**Written exercise**:
Gather all lines in the data that hold the string "this".

----- Input -----

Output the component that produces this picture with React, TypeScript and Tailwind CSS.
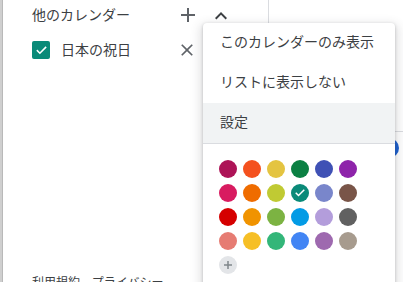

-----
----- Input -----

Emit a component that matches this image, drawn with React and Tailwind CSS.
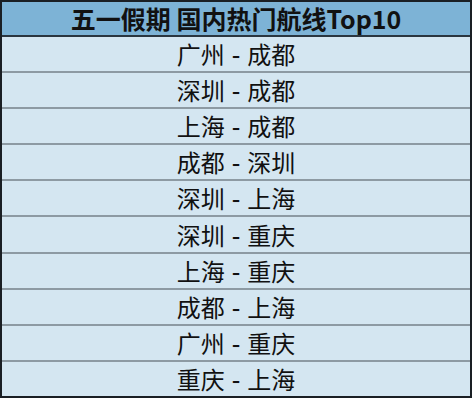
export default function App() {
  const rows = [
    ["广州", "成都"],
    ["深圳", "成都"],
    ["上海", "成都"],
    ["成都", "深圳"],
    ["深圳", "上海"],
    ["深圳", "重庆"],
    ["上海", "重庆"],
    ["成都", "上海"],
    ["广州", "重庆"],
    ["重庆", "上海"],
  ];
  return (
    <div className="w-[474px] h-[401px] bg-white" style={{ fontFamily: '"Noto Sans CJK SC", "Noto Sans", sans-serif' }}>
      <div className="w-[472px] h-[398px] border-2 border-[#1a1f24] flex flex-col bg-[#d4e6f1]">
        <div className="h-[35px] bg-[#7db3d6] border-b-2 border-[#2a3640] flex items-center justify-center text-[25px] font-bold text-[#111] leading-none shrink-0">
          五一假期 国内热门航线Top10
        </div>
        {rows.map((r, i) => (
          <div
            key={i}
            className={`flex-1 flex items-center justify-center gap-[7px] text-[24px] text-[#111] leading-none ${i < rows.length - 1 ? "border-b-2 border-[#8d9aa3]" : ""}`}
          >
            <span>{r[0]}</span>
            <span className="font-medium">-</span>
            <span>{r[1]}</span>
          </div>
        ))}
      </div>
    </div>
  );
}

-----

**In response**:
Output the component that produces this picture with React, TypeScript and Tailwind CSS.
Emit a component that matches this image, drawn with React and Tailwind CSS.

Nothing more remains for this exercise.